For reasons best known to themselves, the Times and the Sunday Times have chosen not to publish some of the results of their YouGov survey, but you can see them here:
http://cdn.yougov.com/cumulus_uploads/document/gm4jg0973n/Sunday%20Times%20Results%20111125%20VI%20and%20Trackers.pdf
First of all, the poll shows that a clear majority of those polled support the construction of a high-speed rail link between London and Birmingham, Manchester and Leeds. So, that's one in the eye for those noisy anti-HS2 fanatics.
Then we discover that the majority of those polled - even among Conservative voters - feel that there should be MORE windfarms in Britain than there are at the moment. Yep, no less than 68% of those polled want to see more elegant, inspiring and impressive wind turbines quietly and harmlessly generating clean, green, cheap electricity.
Now, here's the really fun part. According to the Sunday Times poll, no fewer than 60% of those polled (Tory voters included) believe that the government is RIGHT to subsidise windfarms to encourage the use of wind power. No wonder these results haven't been published in the Murdoch press!! After all the insane exaggerations and blatant lies about windfarms and subsidies, it seems the majority of the Great British Public thinks that subsidies for windfarms are the RIGHT THING TO DO!!
What's this??? Can it be that the deranged anti-nowhere league which is currently marching, jackbotted and megaphoned, through this green and pleasant land of ours is simply an abusive and noisome minority of frauds and fools??? Could it be that most Britons can see sense and know that we need:
1) a High-Speed Rail Link
2) MORE windfarms
3) SUBSIDIES for those windfarms
Wow!
And then there's another YouGov poll, recently conducted for energy giant EDF:
http://cdn.yougov.com/cumulus_uploads/document/o3ga459pt3/YG-Archive-EDF-final1005117UPDATED_v2-151111.pdf
This one's possibly more conclusive. The vast majority (72%) of those polled in 2010 were "FAVOURABLE" towards windfarms. That includes Conservative voters. By way of contrast, just 42% were favourable towards nuclear power stations and a measly 24% towards gas-fired power stations.
Now, to go back aways, VVASP lied - repeat: LIED - about the level of local opposition to the proposed Lenchwick Windfarm. They'd probably lie about the resuts of these YouGov surveys. But both polls are unequivocal: the majority of Britons are FAVOURABLE towards wind power, SUPPORT windfarms and believe that government SUBSIDIES for wind power are RIGHT.

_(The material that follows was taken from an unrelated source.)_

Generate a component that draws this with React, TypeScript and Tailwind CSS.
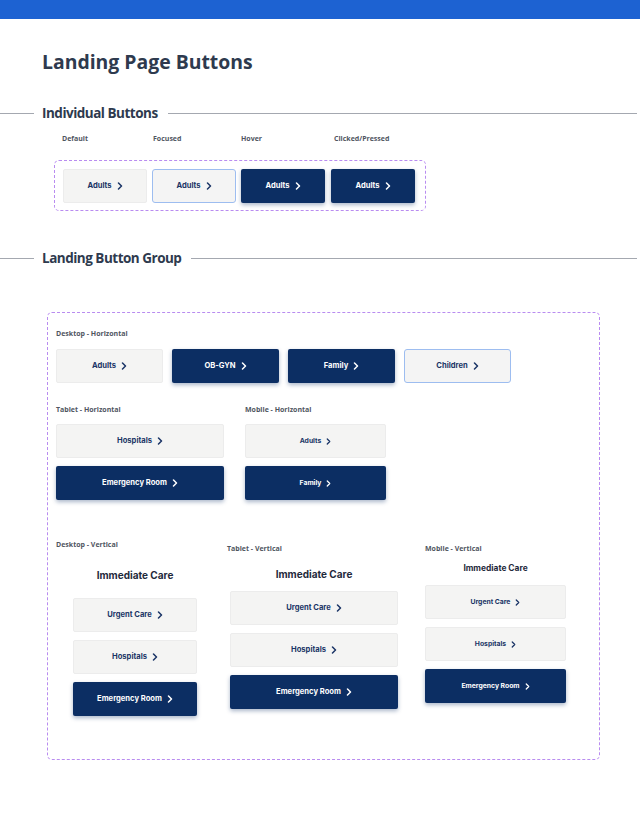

It's not all good news, though. Constant right-wing propaganda is having an effect on these figures. In 2007, for example, 76% of those polled were favourable towards wind power. It's not the increase in the number of working windfarms which has brought this figure down to 72% because people tend to like working windfarms and only go a bit berserk about windfarms that don't exist yet. So the only explanation for the minor erosion in public support for windfarms is the incessant campaign of lies against them masterminded by weirdos and maniacs.
The same demented campaigning by dishonest, not-what-they-seem groups, like the so-called Scientific Alliance and the laughable Global Warming Policy Foundation, accounts for one of the most depressing figures in the EDF poll. Last year, for the first time in the surveys, more people thought that "It is not yet clear whether climate change is happening or not - scientists are divided on this issue" than "It is a serious and urgent problem and radical steps must be taken NOW to prevent terrible damage being done to the planet".
Seems the propaganda is working, in its insidious, drip-drip way. People are beginning to believe the anti-renewables, climate-change-denying lies. Thanks to the monstrous efforts of a tiny minority, the whole country is getting steadily stupider.
There's still hope, folks. But it's diminishing fast.